Imagine you're standing in a stadium in Mumbai, and there on stage is Sidhu Moosewala (who passed away in 2022) rapping every word, moving to every beat. Not in flesh, but in ghostly, high-def realism. That’s the promise of “Signed to God: The Hologram Experience,” a groundbreaking 2026 world tour announced via Moosewala’s official Instagram by his family and promoters. It marks the first posthumous global concert by an Indian artist. India hosted its first 3D hologram concert in Mumbai, back in June 2024 (titled “Those Who Know They Know”) produced by the events firm Emergence.
 
It was a key step toward proving India’s openness to experience such technology and setting the groundwork for Sidhu’s tour. Sidhu wasn’t just another Punjabi singer. His lyrics spoke truth to power, rural pride, generational grit.

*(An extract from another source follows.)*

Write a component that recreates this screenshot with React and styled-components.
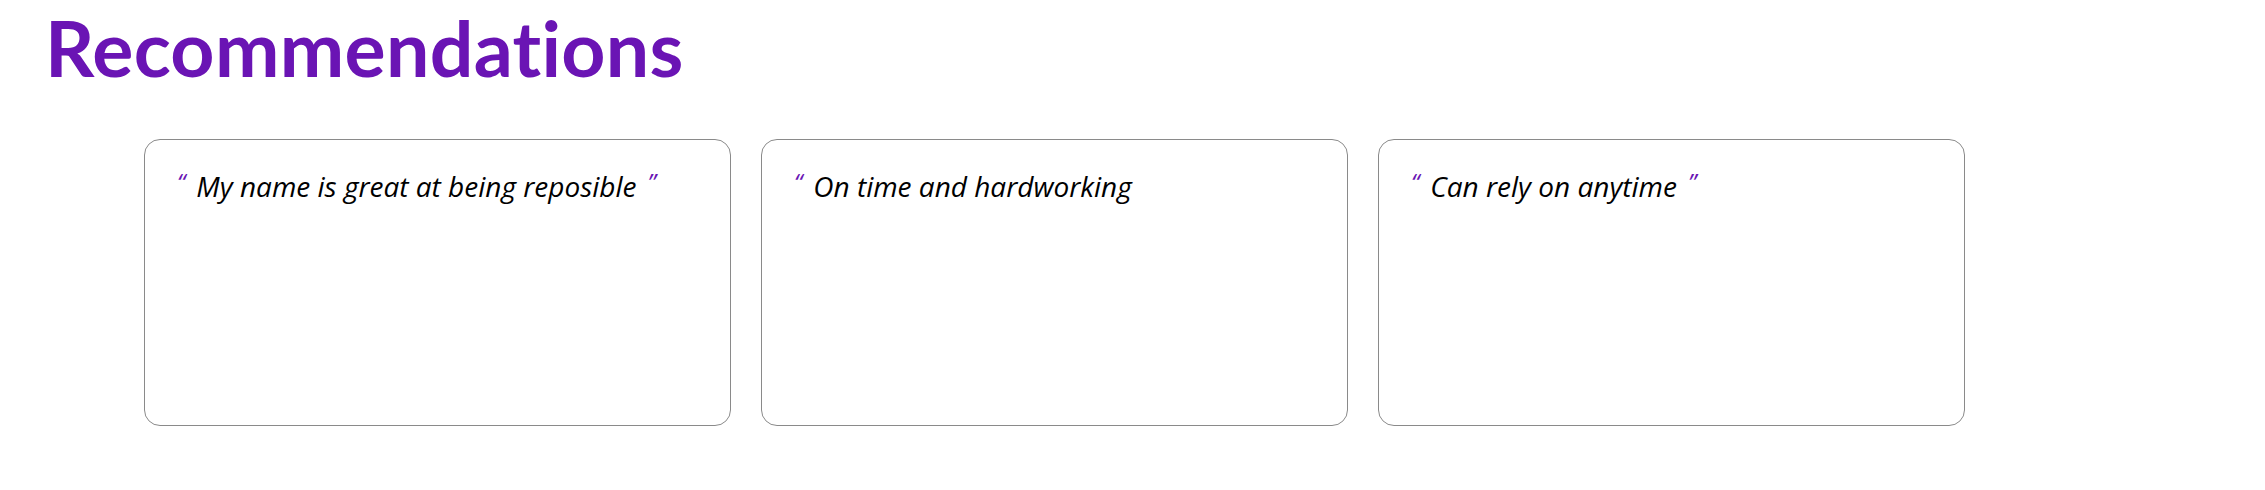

Since his tragic assassination in 2022, the horror of loss was replaced by a swelling wave of legacy. Now, technology gives fans a chance to see him perform once more: 3D hologram projections, AI synchronization of his original vocals, cinematic visuals and stagecraft unite to recreate Sidhu’s presence on stage... not as a memory, but as lived experience. Though exact dates and venues remain under wraps, excitement is global among his fan base from Punjab to Toronto, London to LA.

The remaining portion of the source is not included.